** START Listing **

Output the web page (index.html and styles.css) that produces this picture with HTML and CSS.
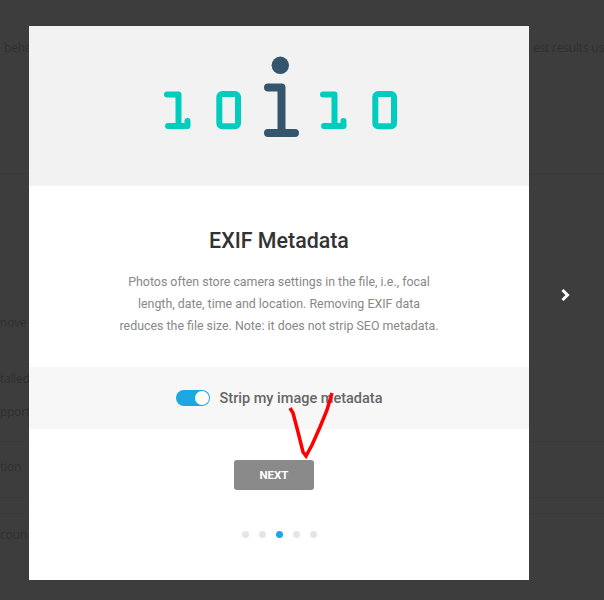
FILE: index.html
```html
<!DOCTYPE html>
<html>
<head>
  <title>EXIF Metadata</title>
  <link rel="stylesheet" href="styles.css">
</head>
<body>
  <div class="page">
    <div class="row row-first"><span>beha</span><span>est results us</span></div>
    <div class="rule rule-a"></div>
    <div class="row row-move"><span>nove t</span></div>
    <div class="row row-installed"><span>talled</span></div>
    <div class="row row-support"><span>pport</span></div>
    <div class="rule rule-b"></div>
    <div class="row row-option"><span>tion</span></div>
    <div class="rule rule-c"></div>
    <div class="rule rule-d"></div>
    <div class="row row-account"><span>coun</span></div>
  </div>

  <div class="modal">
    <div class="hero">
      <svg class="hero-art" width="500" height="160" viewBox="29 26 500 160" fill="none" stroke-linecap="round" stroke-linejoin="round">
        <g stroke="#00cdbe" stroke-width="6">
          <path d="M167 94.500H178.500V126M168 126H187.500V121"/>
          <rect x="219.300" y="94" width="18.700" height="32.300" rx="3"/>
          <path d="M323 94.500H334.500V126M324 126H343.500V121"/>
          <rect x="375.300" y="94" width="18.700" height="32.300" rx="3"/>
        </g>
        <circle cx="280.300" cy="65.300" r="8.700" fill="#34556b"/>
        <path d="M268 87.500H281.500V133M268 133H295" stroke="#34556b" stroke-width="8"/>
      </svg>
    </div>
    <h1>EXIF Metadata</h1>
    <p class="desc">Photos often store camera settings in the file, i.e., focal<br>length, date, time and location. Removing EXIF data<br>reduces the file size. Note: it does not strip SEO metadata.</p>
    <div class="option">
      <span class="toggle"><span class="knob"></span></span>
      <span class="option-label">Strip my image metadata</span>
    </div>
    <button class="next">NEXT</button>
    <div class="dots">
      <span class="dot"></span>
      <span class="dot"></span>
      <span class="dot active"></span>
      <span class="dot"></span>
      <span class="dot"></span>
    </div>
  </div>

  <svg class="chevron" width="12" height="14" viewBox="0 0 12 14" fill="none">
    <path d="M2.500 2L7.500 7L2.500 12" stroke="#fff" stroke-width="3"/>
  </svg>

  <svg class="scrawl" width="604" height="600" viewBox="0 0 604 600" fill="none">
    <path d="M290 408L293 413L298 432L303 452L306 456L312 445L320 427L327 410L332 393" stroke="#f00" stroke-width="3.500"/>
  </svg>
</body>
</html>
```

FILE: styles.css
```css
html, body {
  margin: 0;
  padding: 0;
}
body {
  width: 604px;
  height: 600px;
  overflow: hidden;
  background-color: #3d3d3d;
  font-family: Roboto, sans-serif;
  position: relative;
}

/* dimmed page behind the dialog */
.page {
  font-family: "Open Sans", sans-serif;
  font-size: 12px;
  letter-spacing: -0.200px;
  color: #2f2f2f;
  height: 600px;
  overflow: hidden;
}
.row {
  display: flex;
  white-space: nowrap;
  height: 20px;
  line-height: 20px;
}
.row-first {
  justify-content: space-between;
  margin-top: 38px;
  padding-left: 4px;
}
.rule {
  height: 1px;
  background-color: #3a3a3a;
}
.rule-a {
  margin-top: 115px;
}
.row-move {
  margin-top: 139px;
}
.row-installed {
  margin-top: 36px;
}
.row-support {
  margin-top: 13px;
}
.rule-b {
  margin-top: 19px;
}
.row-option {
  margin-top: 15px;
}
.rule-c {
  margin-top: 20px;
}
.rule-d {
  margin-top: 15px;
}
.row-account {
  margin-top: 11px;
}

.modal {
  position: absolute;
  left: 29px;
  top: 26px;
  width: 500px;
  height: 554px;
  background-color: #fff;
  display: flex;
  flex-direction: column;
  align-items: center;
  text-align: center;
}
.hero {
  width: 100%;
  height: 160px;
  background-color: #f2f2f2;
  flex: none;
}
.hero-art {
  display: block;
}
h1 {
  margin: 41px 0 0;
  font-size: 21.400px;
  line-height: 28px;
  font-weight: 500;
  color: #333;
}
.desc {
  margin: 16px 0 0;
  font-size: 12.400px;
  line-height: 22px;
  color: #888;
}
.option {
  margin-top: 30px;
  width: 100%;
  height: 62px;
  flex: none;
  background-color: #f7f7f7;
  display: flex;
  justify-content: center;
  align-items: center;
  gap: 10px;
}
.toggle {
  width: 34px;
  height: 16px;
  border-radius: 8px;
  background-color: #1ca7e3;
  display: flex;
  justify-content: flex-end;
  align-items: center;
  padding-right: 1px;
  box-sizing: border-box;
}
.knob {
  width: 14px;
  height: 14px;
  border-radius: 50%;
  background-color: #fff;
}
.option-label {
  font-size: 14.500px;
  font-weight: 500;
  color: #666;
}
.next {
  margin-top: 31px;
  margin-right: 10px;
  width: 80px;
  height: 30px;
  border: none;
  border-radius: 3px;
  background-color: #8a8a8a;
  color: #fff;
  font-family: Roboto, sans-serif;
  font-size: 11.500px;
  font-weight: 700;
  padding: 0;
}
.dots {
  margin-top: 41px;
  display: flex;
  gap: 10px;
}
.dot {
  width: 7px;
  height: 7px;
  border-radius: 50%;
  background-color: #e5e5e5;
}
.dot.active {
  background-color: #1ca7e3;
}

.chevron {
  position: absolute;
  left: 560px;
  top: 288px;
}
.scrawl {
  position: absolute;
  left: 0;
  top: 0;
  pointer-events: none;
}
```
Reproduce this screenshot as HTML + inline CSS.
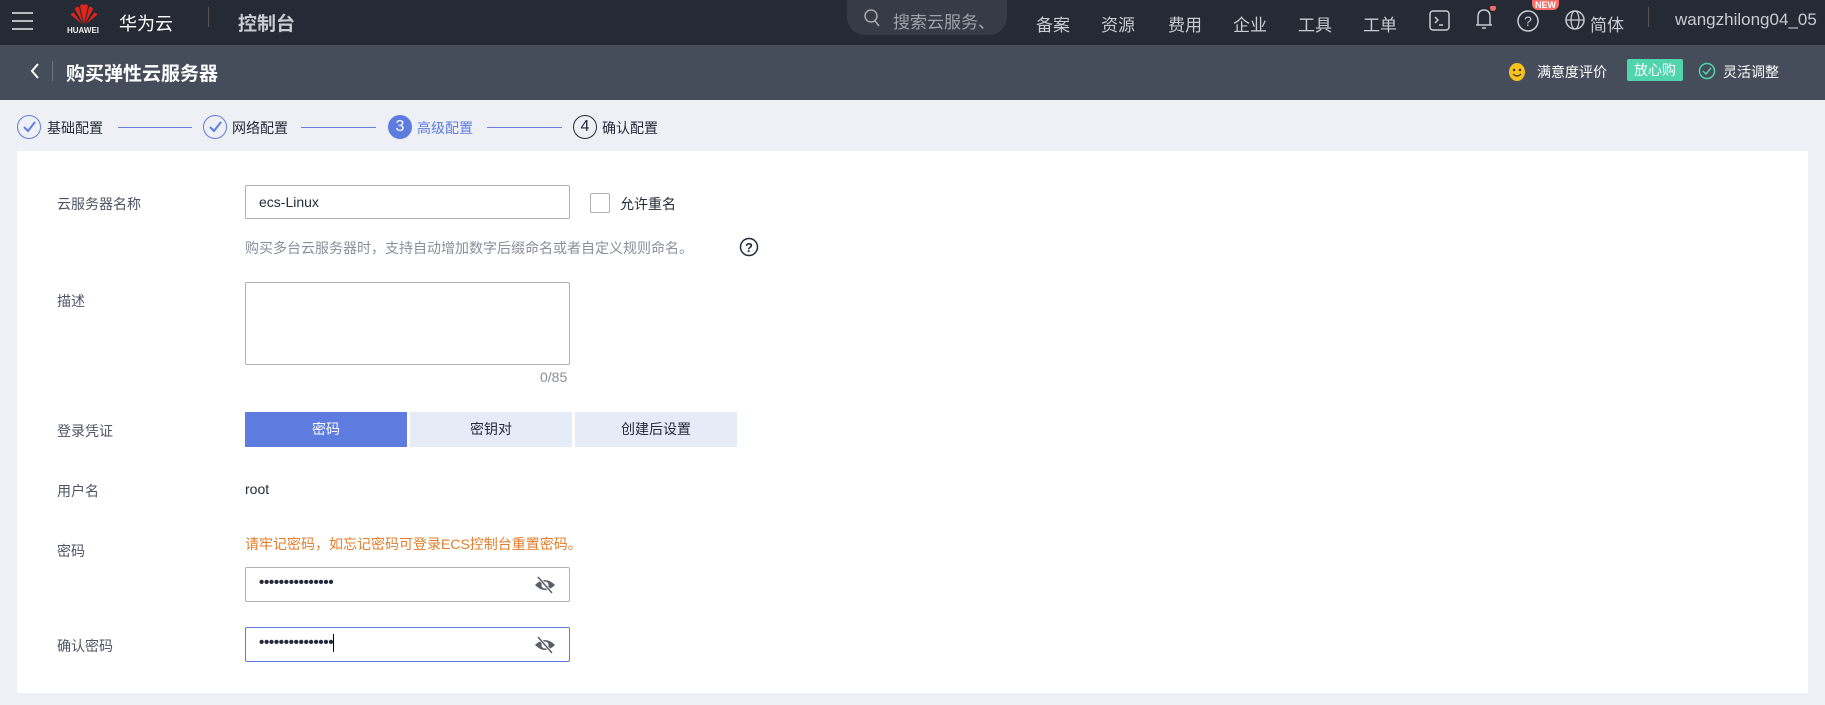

** END Listing **

### The request
Leave images out of the retyped records; keep all else exact.

### Exercise result
Output the web page (index.html and styles.css) that produces this picture with HTML and CSS.
FILE: index.html
```html
<!DOCTYPE html>
<html>
<head>
  <title>EXIF Metadata</title>
  <link rel="stylesheet" href="styles.css">
</head>
<body>
  <div class="page">
    <div class="row row-first"><span>beha</span><span>est results us</span></div>
    <div class="rule rule-a"></div>
    <div class="row row-move"><span>nove t</span></div>
    <div class="row row-installed"><span>talled</span></div>
    <div class="row row-support"><span>pport</span></div>
    <div class="rule rule-b"></div>
    <div class="row row-option"><span>tion</span></div>
    <div class="rule rule-c"></div>
    <div class="rule rule-d"></div>
    <div class="row row-account"><span>coun</span></div>
  </div>

  <div class="modal">
    <div class="hero">
      <svg class="hero-art" width="500" height="160" viewBox="29 26 500 160" fill="none" stroke-linecap="round" stroke-linejoin="round">
        <g stroke="#00cdbe" stroke-width="6">
          <path d="M167 94.500H178.500V126M168 126H187.500V121"/>
          <rect x="219.300" y="94" width="18.700" height="32.300" rx="3"/>
          <path d="M323 94.500H334.500V126M324 126H343.500V121"/>
          <rect x="375.300" y="94" width="18.700" height="32.300" rx="3"/>
        </g>
        <circle cx="280.300" cy="65.300" r="8.700" fill="#34556b"/>
        <path d="M268 87.500H281.500V133M268 133H295" stroke="#34556b" stroke-width="8"/>
      </svg>
    </div>
    <h1>EXIF Metadata</h1>
    <p class="desc">Photos often store camera settings in the file, i.e., focal<br>length, date, time and location. Removing EXIF data<br>reduces the file size. Note: it does not strip SEO metadata.</p>
    <div class="option">
      <span class="toggle"><span class="knob"></span></span>
      <span class="option-label">Strip my image metadata</span>
    </div>
    <button class="next">NEXT</button>
    <div class="dots">
      <span class="dot"></span>
      <span class="dot"></span>
      <span class="dot active"></span>
      <span class="dot"></span>
      <span class="dot"></span>
    </div>
  </div>

  <svg class="chevron" width="12" height="14" viewBox="0 0 12 14" fill="none">
    <path d="M2.500 2L7.500 7L2.500 12" stroke="#fff" stroke-width="3"/>
  </svg>

  <svg class="scrawl" width="604" height="600" viewBox="0 0 604 600" fill="none">
    <path d="M290 408L293 413L298 432L303 452L306 456L312 445L320 427L327 410L332 393" stroke="#f00" stroke-width="3.500"/>
  </svg>
</body>
</html>
```

FILE: styles.css
```css
html, body {
  margin: 0;
  padding: 0;
}
body {
  width: 604px;
  height: 600px;
  overflow: hidden;
  background-color: #3d3d3d;
  font-family: Roboto, sans-serif;
  position: relative;
}

/* dimmed page behind the dialog */
.page {
  font-family: "Open Sans", sans-serif;
  font-size: 12px;
  letter-spacing: -0.200px;
  color: #2f2f2f;
  height: 600px;
  overflow: hidden;
}
.row {
  display: flex;
  white-space: nowrap;
  height: 20px;
  line-height: 20px;
}
.row-first {
  justify-content: space-between;
  margin-top: 38px;
  padding-left: 4px;
}
.rule {
  height: 1px;
  background-color: #3a3a3a;
}
.rule-a {
  margin-top: 115px;
}
.row-move {
  margin-top: 139px;
}
.row-installed {
  margin-top: 36px;
}
.row-support {
  margin-top: 13px;
}
.rule-b {
  margin-top: 19px;
}
.row-option {
  margin-top: 15px;
}
.rule-c {
  margin-top: 20px;
}
.rule-d {
  margin-top: 15px;
}
.row-account {
  margin-top: 11px;
}

.modal {
  position: absolute;
  left: 29px;
  top: 26px;
  width: 500px;
  height: 554px;
  background-color: #fff;
  display: flex;
  flex-direction: column;
  align-items: center;
  text-align: center;
}
.hero {
  width: 100%;
  height: 160px;
  background-color: #f2f2f2;
  flex: none;
}
.hero-art {
  display: block;
}
h1 {
  margin: 41px 0 0;
  font-size: 21.400px;
  line-height: 28px;
  font-weight: 500;
  color: #333;
}
.desc {
  margin: 16px 0 0;
  font-size: 12.400px;
  line-height: 22px;
  color: #888;
}
.option {
  margin-top: 30px;
  width: 100%;
  height: 62px;
  flex: none;
  background-color: #f7f7f7;
  display: flex;
  justify-content: center;
  align-items: center;
  gap: 10px;
}
.toggle {
  width: 34px;
  height: 16px;
  border-radius: 8px;
  background-color: #1ca7e3;
  display: flex;
  justify-content: flex-end;
  align-items: center;
  padding-right: 1px;
  box-sizing: border-box;
}
.knob {
  width: 14px;
  height: 14px;
  border-radius: 50%;
  background-color: #fff;
}
.option-label {
  font-size: 14.500px;
  font-weight: 500;
  color: #666;
}
.next {
  margin-top: 31px;
  margin-right: 10px;
  width: 80px;
  height: 30px;
  border: none;
  border-radius: 3px;
  background-color: #8a8a8a;
  color: #fff;
  font-family: Roboto, sans-serif;
  font-size: 11.500px;
  font-weight: 700;
  padding: 0;
}
.dots {
  margin-top: 41px;
  display: flex;
  gap: 10px;
}
.dot {
  width: 7px;
  height: 7px;
  border-radius: 50%;
  background-color: #e5e5e5;
}
.dot.active {
  background-color: #1ca7e3;
}

.chevron {
  position: absolute;
  left: 560px;
  top: 288px;
}
.scrawl {
  position: absolute;
  left: 0;
  top: 0;
  pointer-events: none;
}
```
Reproduce this screenshot as HTML + inline CSS.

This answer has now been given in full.